さらに興味深いのは、外部からの抗原による免疫反応が、自己免疫の引き金になることがあるという点です。その代表例として挙げられるのが、溶連菌(化膿レンサ球菌)感染と心疾患の関連です。溶連菌は咽頭炎や扁桃炎を引き起こす病原体として知られていますが、その細胞表面に存在するタンパク質の一部が、人間の心筋細胞が持つタンパク質と非常に似た構造(抗原性)を持っていることがわかっています。このような場合、免疫はまず溶連菌に対して抗体を作って攻撃しますが、その抗体が心筋細胞にも反応してしまうことがあり、結果として心臓の組織までが攻撃され、自己免疫的な炎症が起こる可能性があるのです。

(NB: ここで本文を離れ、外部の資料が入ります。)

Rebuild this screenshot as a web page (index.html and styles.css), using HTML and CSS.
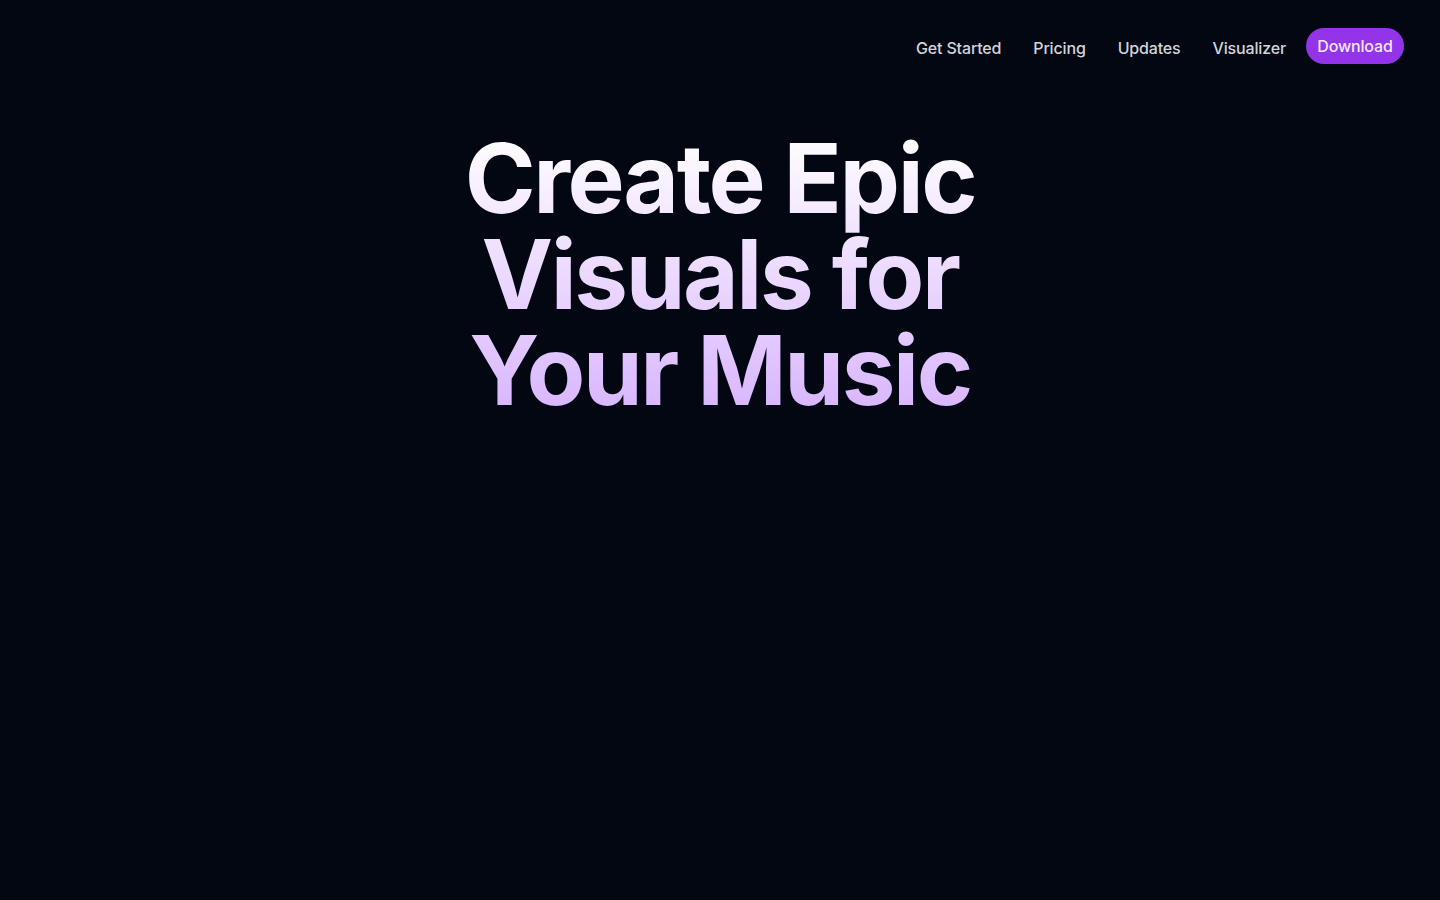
FILE: index.html
```html
<!DOCTYPE html>
<html lang="en">
<head>
<meta charset="utf-8">
<title>Create Epic Visuals for Your Music</title>
<link rel="stylesheet" href="styles.css">
</head>
<body>
<header class="topbar">
  <nav class="nav">
    <a class="nav-link" href="#">Get Started</a>
    <a class="nav-link" href="#">Pricing</a>
    <a class="nav-link" href="#">Updates</a>
    <a class="nav-link" href="#">Visualizer</a>
    <a class="nav-button" href="#">Download</a>
  </nav>
</header>
<main class="hero">
  <h1 class="hero-title">Create Epic<br>Visuals for<br>Your Music</h1>
</main>
</body>
</html>
```

FILE: styles.css
```css
* { box-sizing: border-box; }
html, body {
  margin: 0;
  padding: 0;
  background: #030712;
  min-height: 100vh;
  font-family: Inter, "Noto Sans", "Liberation Sans", sans-serif;
}
.topbar {
  display: flex;
  justify-content: flex-end;
  padding: 28px 36px 0 0;
}
.nav {
  display: flex;
  align-items: center;
  gap: 32px;
}
.nav-link {
  color: #d1d5db;
  text-decoration: none;
  font-size: 16px;
  font-weight: 500;
  line-height: 24px;
  letter-spacing: -0.01em;
  padding-top: 4px;
}
.nav-button {
  margin-left: -12px;
  display: flex;
  align-items: center;
  justify-content: center;
  width: 98px;
  height: 36px;
  border-radius: 18px;
  background: #9333ea;
  color: #f3e8ff;
  text-decoration: none;
  font-size: 16px;
  font-weight: 500;
  letter-spacing: -0.01em;
  padding-bottom: 1px;
}
.hero {
  display: flex;
  justify-content: center;
  padding-top: 66px;
}
.hero-title {
  margin: 0;
  text-align: center;
  font-size: 96px;
  line-height: 96px;
  font-weight: 700;
  letter-spacing: -0.025em;
  background: linear-gradient(to bottom, #ffffff 0%, #d8b4fe 100%);
  -webkit-background-clip: text;
  background-clip: text;
  color: transparent;
}
```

この現象は「分子相同性」と呼ばれ、感染をきっかけに自己免疫疾患が誘発されることがあることを示しています。
抗原は、免疫が異物を識別し、それに対応するために必要不可欠な存在ですが、その一方で、誤認や過剰な反応によって身体に害を及ぼすリスクも孕んでいます。抗原がどのようなものか、それに対して免疫がどのように反応するかによって、健康が保たれるかどうかが大きく左右されるのです。

まとめ
免疫は、私たちが健康に生きるために欠かせない「身体の守護者」でありながら、時にその働きが過剰になり、自分自身を傷つけてしまうこともある非常に繊細なシステムです。
免疫力は「高ければいい」というものではなく、“過不足のないバランスの取れた状態”こそが理想的なのです。
免疫を過剰に刺激しないためには、日々の生活の中で自分の身体にやさしく向き合い、栄養、睡眠、運動、ストレス管理を整えることが基本です。
正しい知識とバランスの取れた習慣こそが、免疫力を“整える”第一歩なのです。